West Australians are returning from their overseas adventures with more than a tan and some cheap T-shirts - a growing number are arriving home with a whole new look thanks to cut-price cosmetic surgery.
With procedures in some locations costing around half of the prices in WA, medical tourism is on the rise as more and more people opt to combine surgery with a holiday.
Rebecca Degenaar, owner of Restored Beauty Getaways - a Perth-based cosmetic surgery travel firm - said that she flew up to 50 people a month to Thailand for a range of procedures, the most popular being breast augmentation, breast lifts, tummy tucks, facelifts and liposuction.
But it's not just cosmetic surgery people are after - some are going for otherwise pricey dental work, LASIK (laser-assisted in situ keratomileusis) eye surgery, Botox, teeth bleaching and more.
Favourable exchange rates, lower labour costs and lower running costs mean that these medical procedures can be offered at prices well below those available in Australia
And while price was a big motivator for many people, Miss Degenaar said that the opportunity to have a holiday away from housework, children and other commitments was part of the attraction.
Travel.com.au's Lisa Ferrari said the popular destinations for Australians seeking medical procedures were Thailand, India, Malaysia, the Philippines and South Africa.
A Travel Trends survey conducted last year found 31 per cent of WA women would consider travelling overseas for a medical procedure.
"Medical tourism is still very much in its infancy and, as people come to have a better understanding of standards across the international hospitals and the opportunities that are available, we think we will see more Australians travelling overseas, particularly if these procedures get more expensive in Australia and the waiting lists get longer," she said.
But Mark Duncan-Smith, president of the WA Society of Plastic Surgeons, warned those flying overseas to overhaul their looks were putting their health at risk.
"The bottom line is if someone won't drink the water in a country then it just doesn't make any sense to me that they would go there and get cosmetic surgery - or any surgery for that matter," he said.
"For the life of me I don't understand why a girl would want to go to a South- East Asian city, have surgery and sit around a pool doped up a little bit on painkillers allegedly enjoying a holiday while she recovers from her surgery.
"(They should) look at the dollars they are saving and ask themselves if their health is worth it."
Mr Duncan-Smith said that he regularly saw patients after botched overseas surgery - about one every four to six weeks, usually in relation to breast augmentation, facelifts or eyelid surgery.
Last year, one patient needed help after her blepharoplasty (eyelid surgery) went wrong. There were issues with scarring and her eyelids were not the same, making her face appear skewed.
Also, he operated recently on a patient who had free silicone injected into her breasts. Normally the silicone is contained within an implant.
"It caused a lot of scar tissue. One was literally like a rock and the other one had lots of lumps through it," he said.

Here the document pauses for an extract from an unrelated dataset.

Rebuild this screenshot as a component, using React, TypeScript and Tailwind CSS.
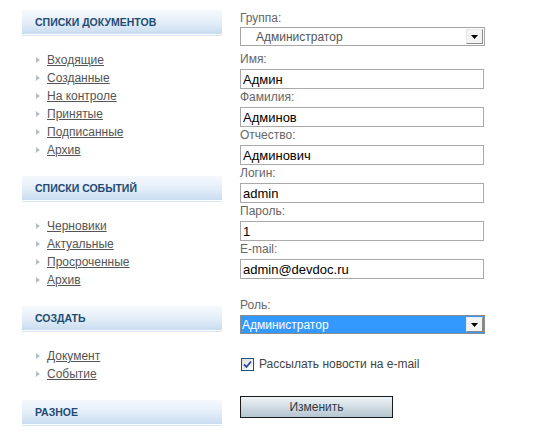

"That surgery was done in Asia and those sorts of things just don't happen here.
"I'm sure there are patients who go over there, have the surgery and they are fine.
"But one of the problems with this whole process is you don't really find out how good your surgeon is until there's a problem.
"If you are now 3000km from your surgeon and you are seeing an office person who is not medically trained who is going to take photos (and send them overseas for advice) then you really have got to question your back-up and what sort of support services you have got."
There were also concerns that breast implants and other items used in cosmetic procedures might be sub-standard.
Mr Duncan-Smith said that some breast implant companies had reported fake implants coming out of Asia following the discovery of implants stamped with the logo of a credible company which had not been made by that company.
Miss Degenaar agreed that people should be wary of dodgy overseas providers. However, she said that there were also good ones who offered excellent outcomes for sometimes half the cost of surgery in WA.
Her clients were thoroughly screened before flying to Thailand for their surgery and were required to stay in the country for a minimum amount of time after their surgery to attend follow-up appointments.
For breast augmentation, this meant a stay of around eight nights which included a two-night hospital stay.
"(After returning to Perth) we ask clients to get into contact with us if they have any concerns and then we can get in touch with their surgeon as soon as possible," she said.
"It might be just going to see their local GP if it is to do with wound care. If it was anything more serious than that and the surgeon was at fault, we would fly them back no charge and he would correct at no charge."
However, to date none of her clients had reported problems requiring further surgery.
Miss Degenaar said there would always be a market for low-cost cosmetic surgery and her business hadn't been affected by the global financial crisis or rising interest rates.
"The desire for cosmetic surgery doesn't go away," she said.
"People will always want to do something or change something and, because it is cheaper to go overseas, it is still a solution for people."